Council members heard from the Connexional Team’s Safeguarding Adviser, Tim Carter who introduced the updated Domestic Abuse policy and procedures. Mr Carter said Domestic Abuse has always been an issue for concern, particularly over the past year when incidents of Domestic Abuse have increased in society during lockdown. He said the updated policy reiterated the Church’s commitment to victims and challenge those who have the power to abuse. A scrutiny group was appointed to undertake detailed scrutiny of the policy and procedures, and was delegated the authority to sign the policy off on the Council’s behalf.
The Methodist Council gave consideration to the memorials brought to the 2020 Conference, M7, M8 and M9, that call for the Joint Advisory Committee on the Ethics of Investment (JACEI) to advise the Central Finance Board of the Methodist Church on a revised policy on investments related to Israel and the occupied Palestinian territories. The memorials ask for an adjustment to the existing policy of engagement and selective disinvestment such that there is an avoidance in “all companies that profit from activities in illegally occupied areas, as a matter of ethical and economic justice”. The Council requested that the JACEI review the Central Finance Board Policy Statement on Israel/Palestine within a manageable timeframe and propose a schedule for this work to the Conference.

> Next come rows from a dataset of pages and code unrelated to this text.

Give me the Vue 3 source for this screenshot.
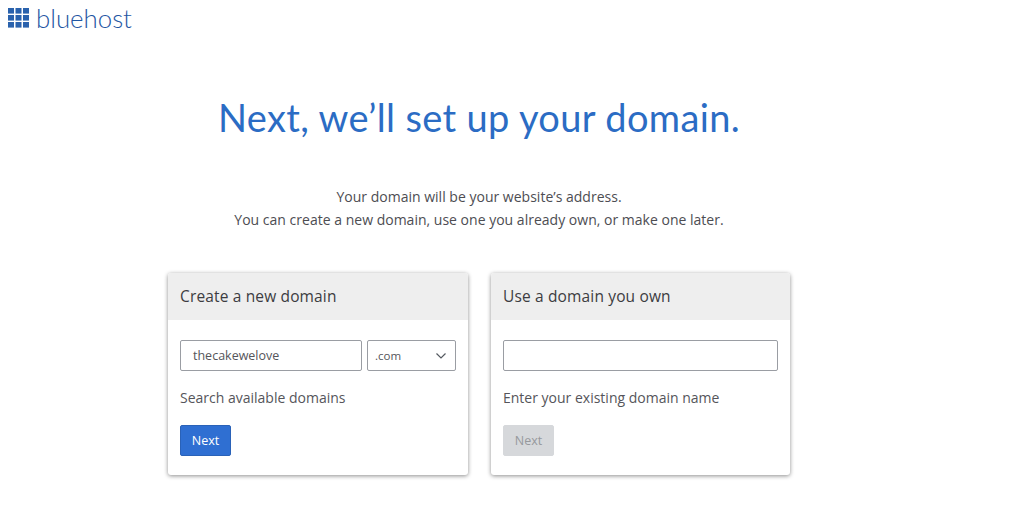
<script setup>
const cells = Array.from({ length: 9 }, (_, i) => i)
</script>

<template>
  <div class="page">
    <header class="brand">
      <svg class="mark" width="22" height="20" viewBox="0 0 22 20">
        <rect v-for="c in cells" :key="c" :x="(c % 3) * 7.5" :y="Math.floor(c / 3) * 7" width="6" height="5.6" fill="#2a62ad" />
      </svg>
      <span class="word">bluehost</span>
    </header>
    <main class="main">
      <h1 class="title">Next, we’ll set up your domain.</h1>
      <p class="intro">Your domain will be your website’s address.<br />You can create a new domain, use one you already own, or make one later.</p>
      <div class="cards">
        <section class="card">
          <h2 class="card-head">Create a new domain</h2>
          <div class="card-body">
            <div class="fields">
              <div class="input grow typed">thecakewelove</div>
              <div class="input select">
                <span>.com</span>
                <svg width="12" height="8" viewBox="0 0 12 8"><path d="M1.5 1.5 6 6l4.5-4.5" fill="none" stroke="#555a60" stroke-width="1.2" /></svg>
              </div>
            </div>
            <p class="hint">Search available domains</p>
            <button class="btn primary">Next</button>
          </div>
        </section>
        <section class="card narrow">
          <h2 class="card-head">Use a domain you own</h2>
          <div class="card-body">
            <div class="fields">
              <div class="input grow"></div>
            </div>
            <p class="hint">Enter your existing domain name</p>
            <button class="btn disabled">Next</button>
          </div>
        </section>
      </div>
    </main>
  </div>
</template>

<style>
html, body { margin: 0; background: #fff; }
</style>

<style scoped>
.page { width: 1024px; height: 512px; overflow: hidden; font-family: "Open Sans", sans-serif; color: #4a4a4f; }
.brand { display: flex; align-items: center; gap: 6px; height: 38px; padding-left: 8px; }
.mark { flex: none; margin-top: -3px; }
.word { font-family: Lato, sans-serif; font-weight: 300; font-size: 25.8px; line-height: 38px; color: #1f56a3; margin-top: -3px; }
.main { width: 958px; display: flex; flex-direction: column; align-items: center; }
.title { margin: 56px 0 0; font-family: Lato, sans-serif; font-weight: 400; font-size: 38px; letter-spacing: .36px; line-height: 46px; color: #2b6cc4; }
.intro { margin: 45px 0 0; font-size: 14px; letter-spacing: .01px; line-height: 23px; text-align: center; color: #4d4d52; }
.cards { display: flex; gap: 23px; margin-top: 42px; }
.card { width: 300px; height: 202px; background: #fff; border-radius: 3px; box-shadow: 0 1px 4px rgba(0, 0, 0, .45); overflow: hidden; }
.narrow { width: 299px; }
.card-head { margin: 0; height: 47px; padding: 0 12px; background: #eeeeee; font-size: 15.5px; font-weight: 500; letter-spacing: .15px; line-height: 47px; color: #3c3c41; }
.card-body { padding: 20px 12px 0; }
.fields { display: flex; gap: 5px; }
.input { box-sizing: border-box; height: 31px; border: 1px solid #9a9da3; border-radius: 2px; font-size: 12.5px; line-height: 29px; color: #55555a; }
.grow { flex: 1; }
.typed { padding-left: 12px; }
.select { width: 89px; display: flex; align-items: center; justify-content: space-between; padding: 0 8px 0 7px; font-size: 11.5px; }
.hint { margin: 0; padding-top: 17px; font-size: 14px; line-height: 20px; color: #55555a; }
.btn { display: block; width: 51px; height: 31px; margin-top: 17px; padding: 0; border-radius: 2px; font: 12.5px "Open Sans", sans-serif; }
.primary { background: #2f6fd2; border: 1px solid #2a62b8; color: #fff; }
.disabled { background: #d6d8db; border: 1px solid #d6d8db; color: #96999d; }
</style>
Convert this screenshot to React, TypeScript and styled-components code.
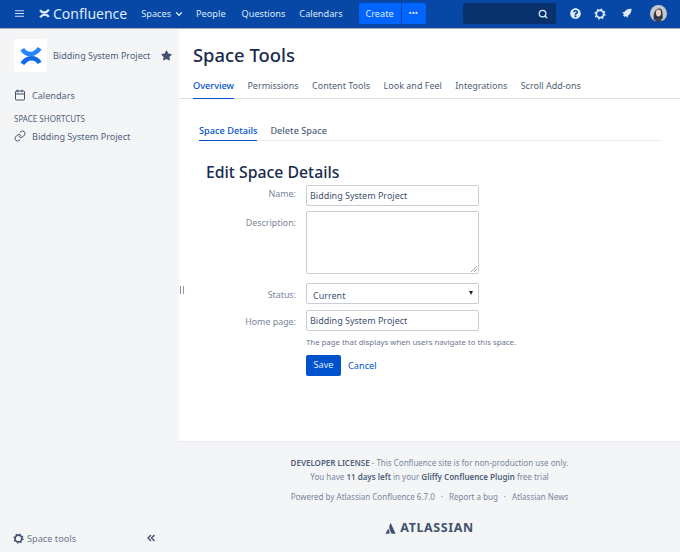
import React from 'react';
import styled, { createGlobalStyle } from 'styled-components';
import { FaStar, FaQuestionCircle } from 'react-icons/fa';
import { FiMenu, FiSearch, FiChevronDown, FiLink, FiCalendar, FiChevronsLeft } from 'react-icons/fi';

const GlobalStyle = createGlobalStyle`
  html, body { margin: 0; padding: 0; background: #fff; }
  body { font-family: "Noto Sans", "Open Sans", sans-serif; font-size: 9px; color: #172b4d; }
  * { box-sizing: border-box; }
`;

const Page = styled.div`
  width: 680px;
  height: 552px;
  display: flex;
  flex-direction: column;
  overflow: hidden;
`;

const Header = styled.header`
  height: 29px;
  flex: none;
  display: flex;
  align-items: center;
  padding: 0 0 1px 14px;
  background: #0747a6;
  border-bottom: 1px solid #a9adb4;
  color: #deebff;
`;

const Burger = styled.span`
  display: flex;
  color: #deebff;
  font-size: 11px;
`;

const Logo = styled.div`
  display: flex;
  align-items: center;
  gap: 3px;
  margin-left: 14px;
  font-size: 14px;
  color: #deebff;
`;

const NavItem = styled.span<{ $left: number }>`
  display: flex;
  align-items: center;
  gap: 3px;
  margin-left: ${(p) => p.$left}px;
  font-size: 9.2px;
  color: #deebff;
`;

const CreateGroup = styled.div`
  display: flex;
  height: 21px;
  margin-left: 16px;
`;

const CreateButton = styled.span<{ $more?: boolean }>`
  display: flex;
  align-items: center;
  justify-content: center;
  width: ${(p) => (p.$more ? 25 : 42)}px;
  background: #0065ff;
  color: #deebff;
  font-size: ${(p) => (p.$more ? 7 : 9.2)}px;
  font-weight: ${(p) => (p.$more ? 700 : 400)};
  letter-spacing: ${(p) => (p.$more ? '0.5px' : 0)};
  border-radius: ${(p) => (p.$more ? '0 2px 2px 0' : '2px 0 0 2px')};
  border-left: ${(p) => (p.$more ? '1px solid #0747a6' : 'none')};
`;

const Search = styled.div`
  display: flex;
  align-items: center;
  justify-content: flex-end;
  width: 93px;
  height: 21px;
  margin-left: 37px;
  padding-right: 8px;
  background: #09326c;
  border-radius: 2px;
  color: #deebff;
  font-size: 10px;
`;

const HeaderIcon = styled.span<{ $left: number }>`
  display: flex;
  margin-left: ${(p) => p.$left}px;
  color: #deebff;
  font-size: 11px;
`;

const Avatar = styled.svg`
  display: block;
  margin-left: 18px;
`;

const Body = styled.div`
  position: relative;
  flex: 1;
  display: flex;
  min-height: 0;
`;

const Sidebar = styled.aside`
  width: 179px;
  flex: none;
  display: flex;
  flex-direction: column;
  padding: 10px 0 7px 14px;
  background: #f4f5f7;
  color: #42526e;
`;

const SpaceHead = styled.div`
  display: flex;
  align-items: center;
  height: 33px;
`;

const SpaceLogo = styled.div`
  display: flex;
  align-items: center;
  justify-content: center;
  width: 33px;
  height: 33px;
  background: #fff;
  border-radius: 2px;
`;

const SpaceName = styled.span`
  margin-left: 6px;
  font-size: 9px;
  color: #505f79;
  white-space: nowrap;
`;

const Star = styled.span`
  display: flex;
  margin-left: 11px;
  color: #42526e;
  font-size: 11px;
`;

const SideRow = styled.div<{ $top: number }>`
  display: flex;
  align-items: center;
  height: 16px;
  gap: 6px;
  margin-top: ${(p) => p.$top}px;
  font-size: 9.1px;
  color: #505f79;
  svg { font-size: 12px; flex: none; color: #42526e; }
`;

const SideHeading = styled.div`
  margin-top: 10px;
  font-size: 8px;
  line-height: 12px;
  color: #505f79;
`;

const SideFooter = styled.div`
  display: flex;
  align-items: center;
  margin-top: auto;
  margin-left: -1px;
  padding-right: 22px;
  font-size: 9.2px;
  color: #6b778c;
`;

const FooterLabel = styled.span`
  margin-left: 3px;
  margin-top: 1px;
`;

const Collapse = styled.span`
  display: flex;
  margin-left: auto;
  font-size: 12px;
  color: #42526e;
`;

const Grip = styled.span`
  position: absolute;
  left: 180px;
  top: 257px;
  width: 4px;
  height: 8px;
  border-left: 1px solid #8993a4;
  border-right: 1px solid #8993a4;
`;

const Main = styled.main`
  flex: 1;
  min-width: 0;
  display: flex;
  flex-direction: column;
`;

const Content = styled.div`
  flex: 1;
  padding-top: 12px;
`;

const Title = styled.h1`
  margin: 0 0 0 14px;
  font-size: 18.4px;
  line-height: 27px;
  font-weight: 500;
  color: #172b4d;
`;

const Tabs = styled.div`
  display: flex;
  gap: 13.4px;
  margin-top: 10px;
  padding-left: 14px;
  height: 21px;
  border-bottom: 1px solid #dfe1e6;
`;

const Tab = styled.span<{ $active?: boolean }>`
  height: 21px;
  line-height: 15px;
  font-size: ${(p) => (p.$active ? 9.2 : 9)}px;
  color: ${(p) => (p.$active ? '#0052cc' : '#505f79')};
  border-bottom: ${(p) => (p.$active ? '1px solid #0052cc' : 'none')};
  font-weight: ${(p) => (p.$active ? 500 : 400)};
`;

const SubTabs = styled.div`
  display: flex;
  gap: 13px;
  width: 461px;
  margin: 24px 0 0 20px;
  height: 18px;
  border-bottom: 1px solid #ebecf0;
`;

const SubTab = styled.span<{ $active?: boolean }>`
  height: 18px;
  line-height: 15px;
  font-size: 9.2px;
  font-weight: 500;
  color: ${(p) => (p.$active ? '#0052cc' : '#505f79')};
  border-bottom: ${(p) => (p.$active ? '1px solid #0052cc' : 'none')};
`;

const FormTitle = styled.h2`
  margin: 20px 0 0 27px;
  font-size: 15.8px;
  line-height: 22px;
  font-weight: 500;
  color: #172b4d;
`;

const Field = styled.div<{ $top?: number }>`
  display: grid;
  grid-template-columns: 117px 173px;
  column-gap: 10px;
  margin-top: ${(p) => p.$top ?? 0}px;
`;

const Label = styled.label<{ $drop?: number }>`
  text-align: right;
  font-size: 8.9px;
  line-height: 16px;
  padding-top: ${(p) => p.$drop ?? 4}px;
  color: #7a869a;
`;

const TextBox = styled.div`
  height: 21px;
  padding-left: 3px;
  font-size: 9px;
  line-height: 19px;
  color: #42526e;
  border: 1px solid #c9ced6;
  border-radius: 2px;
  background: #fff;
`;

const TextArea = styled(TextBox)`
  position: relative;
  height: 63px;
`;

const Resizer = styled.svg`
  position: absolute;
  right: 1px;
  bottom: 1px;
`;

const SelectBox = styled(TextBox)`
  display: flex;
  align-items: center;
  justify-content: space-between;
  padding: 3px 5px 0 6px;
`;

const Caret = styled.span`
  width: 0;
  height: 0;
  margin-top: -5px;
  border-left: 2.5px solid transparent;
  border-right: 2.5px solid transparent;
  border-top: 4px solid #222;
`;

const Hint = styled.div`
  grid-column: 2;
  margin-top: 5px;
  font-size: 7.8px;
  line-height: 12px;
  color: #6b778c;
  white-space: nowrap;
`;

const Actions = styled.div`
  grid-column: 2;
  display: flex;
  align-items: center;
  gap: 7px;
  margin-top: 7px;
`;

const SaveButton = styled.span`
  width: 35px;
  height: 21px;
  text-align: center;
  line-height: 20px;
  font-size: 9.2px;
  color: #deebff;
  background: #0052cc;
  border-radius: 2px;
`;

const CancelLink = styled.span`
  font-size: 9.2px;
  color: #0052cc;
`;

const Footer = styled.footer`
  flex: none;
  height: 111px;
  padding-top: 14px;
  text-align: center;
  background: #f4f5f7;
  border-top: 1px solid #ebecf0;
  color: #7a869a;
  font-size: 8px;
  line-height: 14px;
`;

const FooterLine = styled.div<{ $top?: number }>`
  margin-top: ${(p) => p.$top ?? 0}px;
  white-space: nowrap;
  b { font-weight: 600; color: #505f79; }
`;

const Sep = styled.span`
  margin: 0 6px;
`;

const AtlassianMark = styled.div`
  display: flex;
  align-items: center;
  justify-content: center;
  gap: 4px;
  margin-top: 17px;
  font-size: 12.5px;
  font-weight: 700;
  letter-spacing: 0.6px;
  color: #42526e;
`;

const ConfluenceGlyph = ({ size, from, to }: { size: number; from: string; to: string }) => (
  <svg width={size} height={size} viewBox="0 0 24 24" fill="none">
    <path d="M2.5 4.5C7 12 16 11.5 21.5 3.5" stroke={from} strokeWidth="5" />
    <path d="M2.5 20.5C8 12.5 17 12.5 21.5 19.5" stroke={to} strokeWidth="5" />
  </svg>
);

const GearIcon = ({ size, color }: { size: number; color: string }) => (
  <svg width={size} height={size} viewBox="0 0 12 12" fill="none" stroke={color}>
    <circle cx="6" cy="6" r="3.7" strokeWidth="1.8" />
    <circle cx="6" cy="6" r="4.8" strokeWidth="1.6" strokeDasharray="1.6 2.17" />
  </svg>
);

export default function App() {
  return (
    <Page>
      <GlobalStyle />
      <Header>
        <Burger><FiMenu /></Burger>
        <Logo>
          <ConfluenceGlyph size={11} from="#deebff" to="#deebff" />
          Confluence
        </Logo>
        <NavItem $left={14}>Spaces <FiChevronDown size={10} strokeWidth={3} /></NavItem>
        <NavItem $left={12}>People</NavItem>
        <NavItem $left={16}>Questions</NavItem>
        <NavItem $left={14}>Calendars</NavItem>
        <CreateGroup>
          <CreateButton>Create</CreateButton>
          <CreateButton $more>•••</CreateButton>
        </CreateGroup>
        <Search><FiSearch strokeWidth={3} /></Search>
        <HeaderIcon $left={14}><FaQuestionCircle /></HeaderIcon>
        <HeaderIcon $left={13}><GearIcon size={12} color="#deebff" /></HeaderIcon>
        <HeaderIcon $left={15}>
          <svg width="11" height="11" viewBox="0 0 12 12" fill="#deebff">
            <path d="M11.5 0.8C8 .6 5.6 1.7 3.6 4.3L1 5l2.2 1.6-.9 1.5 1.6 1.6 1.5-.9L7 11l.7-2.6c2.7-2 3.9-4.3 3.8-7.6z" />
          </svg>
        </HeaderIcon>
        <Avatar width="17" height="17" viewBox="0 0 17 17">
          <circle cx="8.5" cy="8.5" r="8.5" fill="#c3c8ce" />
          <path d="M4 15c-1-5 0-10 4.5-11.500C12 3 13 6 12.500 14z" fill="#2f3440" />
          <ellipse cx="8.5" cy="8" rx="2.6" ry="3.4" fill="#e8cfc6" />
          <path d="M5 17c.5-3 2-4 3.5-4s3 1 3.500 4z" fill="#39465a" />
        </Avatar>
      </Header>
      <Body>
        <Sidebar>
          <SpaceHead>
            <SpaceLogo><ConfluenceGlyph size={22} from="#2684ff" to="#0f6ae8" /></SpaceLogo>
            <SpaceName>Bidding System Project</SpaceName>
            <Star><FaStar /></Star>
          </SpaceHead>
          <SideRow $top={15}><FiCalendar />Calendars</SideRow>
          <SideHeading>SPACE SHORTCUTS</SideHeading>
          <SideRow $top={3}><FiLink />Bidding System Project</SideRow>
          <SideFooter>
            <GearIcon size={11} color="#42526e" />
            <FooterLabel>Space tools</FooterLabel>
            <Collapse><FiChevronsLeft strokeWidth={3} /></Collapse>
          </SideFooter>
        </Sidebar>
        <Grip />
        <Main>
          <Content>
            <Title>Space Tools</Title>
            <Tabs>
              <Tab $active>Overview</Tab>
              <Tab>Permissions</Tab>
              <Tab>Content Tools</Tab>
              <Tab>Look and Feel</Tab>
              <Tab>Integrations</Tab>
              <Tab>Scroll Add-ons</Tab>
            </Tabs>
            <SubTabs>
              <SubTab $active>Space Details</SubTab>
              <SubTab>Delete Space</SubTab>
            </SubTabs>
            <FormTitle>Edit Space Details</FormTitle>
            <Field $top={2}>
              <Label $drop={1}>Name:</Label>
              <TextBox>Bidding System Project</TextBox>
            </Field>
            <Field $top={5}>
              <Label>Description:</Label>
              <TextArea>
                <Resizer width="6" height="6" viewBox="0 0 6 6" stroke="#777" strokeWidth="0.7">
                  <path d="M0 6L6 0M3 6L6 3" />
                </Resizer>
              </TextArea>
            </Field>
            <Field $top={9}>
              <Label>Status:</Label>
              <SelectBox>Current<Caret /></SelectBox>
            </Field>
            <Field $top={6}>
              <Label>Home page:</Label>
              <TextBox>Bidding System Project</TextBox>
              <Hint>The page that displays when users navigate to this space.</Hint>
              <Actions>
                <SaveButton>Save</SaveButton>
                <CancelLink>Cancel</CancelLink>
              </Actions>
            </Field>
          </Content>
          <Footer>
            <FooterLine><b>DEVELOPER LICENSE</b> - This Confluence site is for non-production use only.</FooterLine>
            <FooterLine>You have <b>11 days left</b> in your <b>Gliffy Confluence Plugin</b> free trial</FooterLine>
            <FooterLine $top={6}>
              Powered by Atlassian Confluence 6.7.0<Sep>·</Sep>Report a bug<Sep>·</Sep>Atlassian News
            </FooterLine>
            <AtlassianMark>
              <svg width="11" height="11" viewBox="0 0 12 12" fill="#42526e">
                <path d="M3.5 6.2L.4 11.7h4.3c.6-1.700.2-4-1.200-5.500zM5.800.5C4.300 3 4.200 5.700 5.500 8.200l1.700 3.500h4.400L6.500.5c-.2-.3-.5-.3-.7 0z" />
              </svg>
              ATLASSIAN
            </AtlassianMark>
          </Footer>
        </Main>
      </Body>
    </Page>
  );
}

The Council noted with thanks donations totalling £359,000 from the Joseph Rank Trust an independent grant-making body which aims to advance the Christian faith and to help the less fortunate members of society.
A statement on Modern Slavery was adopted by the Council for year 2020-21 which covers activity such as the Connexional Team’s procurement processes and due diligence in relation to existing suppliers.
In the afternoon session on day two, the Secretary of the Conference, the Revd Dr Jonathan Hustler, made a presentation to the Council on ‘Looking to the Future’. He focused on three areas for a post-Covid church pointing out that the pandemic has accelerated many changes that had already started. Dr Hustler said that while there may be a light at the end of the tunnel for Covid, there is not for climate change and the effects of global warming are having an impact on whole communities. He also pointed to the impact the Black Lives Matter protests had on communities and what ‘whiteness’ means. He talked of the importance of moving from words to action highlighting the Methodist Church’s ‘Inclusive Church Strategy’. Despite the Church being smaller than it has been, he concluded by saying there was cause for ‘informed optimism’ from the Methodist past to the success of A Methodist Way of Life. Groups were invited to discuss the presentation and then fed back their thoughts and observations to other members.